__TASK STATEMENT__
Scan the following material for the string "index" and copy each line in which it appears.

__INFORMATION SHOWN__
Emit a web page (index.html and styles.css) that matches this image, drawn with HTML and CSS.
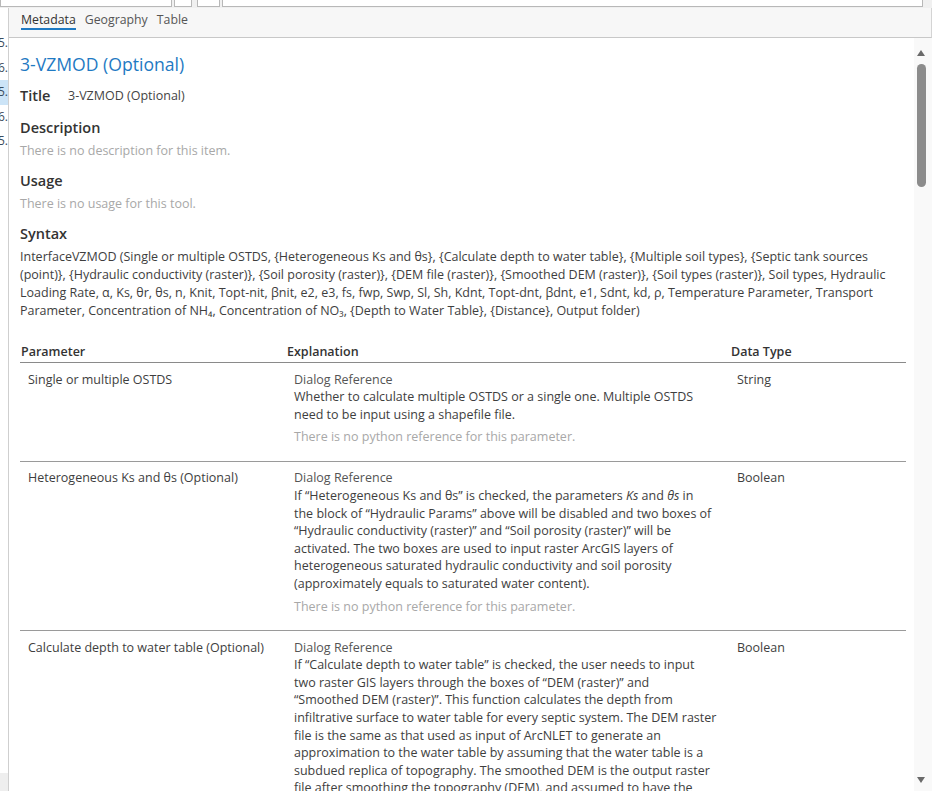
FILE: index.html
```html
<!DOCTYPE html>
<html lang="en">
<head>
<meta charset="utf-8">
<title>3-VZMOD (Optional) - Metadata</title>
<link rel="stylesheet" href="styles.css">
</head>
<body>
<div class="window">
  <div class="toolbar">
    <div class="tb-input"></div>
    <div class="tb-btn tb-small"></div>
    <div class="tb-btn tb-drop"></div>
    <div class="tb-search"></div>
  </div>
  <div class="main">
    <div class="side">
      <div class="side-row">2.5.</div>
      <div class="side-row">2.6.</div>
      <div class="side-row sel">3.5.</div>
      <div class="side-row">4.6.</div>
      <div class="side-row">5.5.</div>
      <div class="side-foot"></div>
    </div>
    <div class="panel">
      <div class="tabs">
        <div class="tab active">Metadata</div>
        <div class="tab">Geography</div>
        <div class="tab">Table</div>
      </div>
      <div class="content">
        <div class="doc">
          <h1 class="doc-title">3-VZMOD (Optional)</h1>
          <div class="title-row">
            <span class="title-label">Title</span>
            <span class="title-value">3-VZMOD (Optional)</span>
          </div>
          <h2 class="sec">Description</h2>
          <p class="muted">There is no description for this item.</p>
          <h2 class="sec">Usage</h2>
          <p class="muted">There is no usage for this tool.</p>
          <h2 class="sec">Syntax</h2>
          <p class="syntax">InterfaceVZMOD (Single or multiple OSTDS, {Heterogeneous Ks and θs}, {Calculate depth to water table}, {Multiple soil types}, {Septic tank sources (point)}, {Hydraulic conductivity (raster)}, {Soil porosity (raster)}, {DEM file (raster)}, {Smoothed DEM (raster)}, {Soil types (raster)}, Soil types, Hydraulic Loading Rate, α, Ks, θr, θs, n, Knit, Topt-nit, βnit, e2, e3, fs, fwp, Swp, Sl, Sh, Kdnt, Topt-dnt, βdnt, e1, Sdnt, kd, ρ, Temperature Parameter, Transport Parameter, Concentration of NH₄, Concentration of NO₃, {Depth to Water Table}, {Distance}, Output folder)</p>

          <table class="params">
            <colgroup>
              <col class="c-param">
              <col class="c-expl">
              <col class="c-type">
            </colgroup>
            <thead>
              <tr><th>Parameter</th><th>Explanation</th><th>Data Type</th></tr>
            </thead>
            <tbody>
              <tr>
                <td>Single or multiple OSTDS</td>
                <td>
                  <div class="dlg">Dialog Reference</div>
                  <div class="expl">Whether to calculate multiple OSTDS or a single one. Multiple OSTDS<br>need to be input using a shapefile file.</div>
                  <div class="muted py">There is no python reference for this parameter.</div>
                </td>
                <td>String</td>
              </tr>
              <tr>
                <td>Heterogeneous Ks and θs (Optional)</td>
                <td>
                  <div class="dlg">Dialog Reference</div>
                  <div class="expl">If “Heterogeneous Ks and θs” is checked, the parameters <i>Ks</i> and <i>θs</i> in<br>the block of “Hydraulic Params” above will be disabled and two boxes of<br>“Hydraulic conductivity (raster)” and “Soil porosity (raster)” will be<br>activated. The two boxes are used to input raster ArcGIS layers of<br>heterogeneous saturated hydraulic conductivity and soil porosity<br>(approximately equals to saturated water content).</div>
                  <div class="muted py">There is no python reference for this parameter.</div>
                </td>
                <td>Boolean</td>
              </tr>
              <tr>
                <td>Calculate depth to water table (Optional)</td>
                <td>
                  <div class="dlg">Dialog Reference</div>
                  <div class="expl">If “Calculate depth to water table” is checked, the user needs to input<br>two raster GIS layers through the boxes of “DEM (raster)” and<br>“Smoothed DEM (raster)”. This function calculates the depth from<br>infiltrative surface to water table for every septic system. The DEM raster<br>file is the same as that used as input of ArcNLET to generate an<br>approximation to the water table by assuming that the water table is a<br>subdued replica of topography. The smoothed DEM is the output raster<br>file after smoothing the topography (DEM), and assumed to have the<br>same pattern as the water table.</div>
                  <div class="muted py">There is no python reference for this parameter.</div>
                </td>
                <td>Boolean</td>
              </tr>
            </tbody>
          </table>
        </div>
        <div class="scrollbar">
          <div class="arrow-up"></div>
          <div class="thumb"></div>
          <div class="arrow-down"></div>
        </div>
      </div>
    </div>
  </div>
</div>
</body>
</html>
```
FILE: styles.css
```css
html, body {
  margin: 0;
  padding: 0;
}
body {
  width: 932px;
  height: 791px;
  overflow: hidden;
  background: #ffffff;
  font-family: "Open Sans", "Noto Sans", "DejaVu Sans", sans-serif;
  font-size: 12.5px;
  color: #3e3e3e;
}
.window {
  display: flex;
  flex-direction: column;
  height: 791px;
}

/* top toolbar, mostly scrolled off */
.toolbar {
  height: 8px;
  flex: none;
  display: flex;
  align-items: flex-end;
  background: #f0f0f0;
  overflow: hidden;
}
.tb-input, .tb-btn, .tb-search {
  height: 26px;
  box-sizing: border-box;
  border: 1px solid #b8b8b8;
  background: #ffffff;
  margin-bottom: 1px;
  flex: none;
}
.tb-input { width: 172px; }
.tb-small { width: 18px; margin-left: 2px; }
.tb-drop { width: 23px; margin-left: 5px; }
.tb-search { width: 701px; margin-left: 2px; }

.main {
  flex: 1;
  display: flex;
  min-height: 0;
}

/* left list strip */
.side {
  width: 8px;
  flex: none;
  border-right: 1px solid #cfcfcf;
  background: #ffffff;
  display: flex;
  flex-direction: column;
  padding-top: 23px;
}
.side-row {
  height: 24.5px;
  line-height: 24.5px;
  display: flex;
  justify-content: flex-end;
  white-space: nowrap;
  overflow: hidden;
  font-size: 12px;
  color: #3b4c5e;
}
.side-row.sel { background: #cce4f7; }
.side-foot {
  margin-top: auto;
  height: 18px;
  background: #eeeeee;
}

.panel {
  flex: 1;
  display: flex;
  flex-direction: column;
  min-width: 0;
}
.tabs {
  height: 29px;
  flex: none;
  background: #f7f7f7;
  border-bottom: 1px solid #c8c8c8;
  border-right: 1px solid #d4d4d4;
  display: flex;
  align-items: flex-start;
  gap: 9px;
  padding-left: 12px;
}
.tab {
  padding-top: 4px;
  line-height: 16px;
  padding-bottom: 0;
  border-bottom: 2px solid transparent;
  color: #555555;
  font-size: 12.3px;
}
.tab.active {
  color: #333333;
  border-bottom-color: #1f7ac3;
}

.content {
  flex: 1;
  display: flex;
  min-height: 0;
}
.doc {
  flex: 1;
  min-width: 0;
  padding: 14px 8px 0 11px;
  overflow: hidden;
}
.doc-title {
  margin: 0;
  font-size: 17.6px;
  line-height: 24px;
  font-weight: 400;
  color: #1f7ac3;
}
.title-row {
  display: flex;
  margin: 10px 0 0;
  padding-bottom: 1px;
  line-height: 20px;
}
.title-label {
  width: 48px;
  flex: none;
  font-size: 14.5px;
  font-weight: 600;
  color: #333333;
}
.title-value {
  font-size: 12.5px;
  color: #444444;
}
.sec {
  margin: 11px 0 4px;
  font-size: 14.5px;
  line-height: 20px;
  font-weight: 600;
  color: #333333;
}
p { margin: 0; }
.muted {
  color: #a8a8a8;
  line-height: 18px;
}
.syntax {
  line-height: 18px;
}

.params {
  margin-top: 23px;
  width: 886px;
  table-layout: fixed;
  border-collapse: collapse;
}
.c-param { width: 267px; }
.c-expl { width: 444px; }
.c-type { width: 175px; }
.params th {
  text-align: left;
  font-weight: 600;
  color: #333333;
  padding: 0 0 1px;
  line-height: 18px;
  border-bottom: 1px solid #8a8a8a;
}
.params th:first-child { padding-left: 1px; }
.params td {
  vertical-align: top;
  padding: 7.5px 4px 15px 8px;
  line-height: 17.6px;
  border-bottom: 1px solid #9a9a9a;
}
.params td:nth-child(2) { padding-left: 7px; padding-right: 0; }
.params td:nth-child(3) { padding-left: 6px; }
.expl { white-space: nowrap; }
.dlg { color: #555555; }
.py {
  margin-top: 5px;
  line-height: 17.6px;
}

.scrollbar {
  width: 18px;
  flex: none;
  background: #f9f9f9;
  display: flex;
  flex-direction: column;
  align-items: flex-start;
  padding: 12px 0 8px 3px;
  box-sizing: border-box;
}
.arrow-up, .arrow-down {
  width: 0;
  height: 0;
  border-left: 4px solid transparent;
  border-right: 4px solid transparent;
}
.arrow-up { border-bottom: 6px solid #6a6a6a; }
.arrow-down { border-top: 6px solid #6a6a6a; margin-top: auto; }
.thumb {
  margin-top: 8px;
  width: 9px;
  height: 123px;
  border-radius: 5px;
  background: #8c8c8c;
}
```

__THE RESULT__
Emit a web page (index.html and styles.css) that matches this image, drawn with HTML and CSS.
FILE: index.html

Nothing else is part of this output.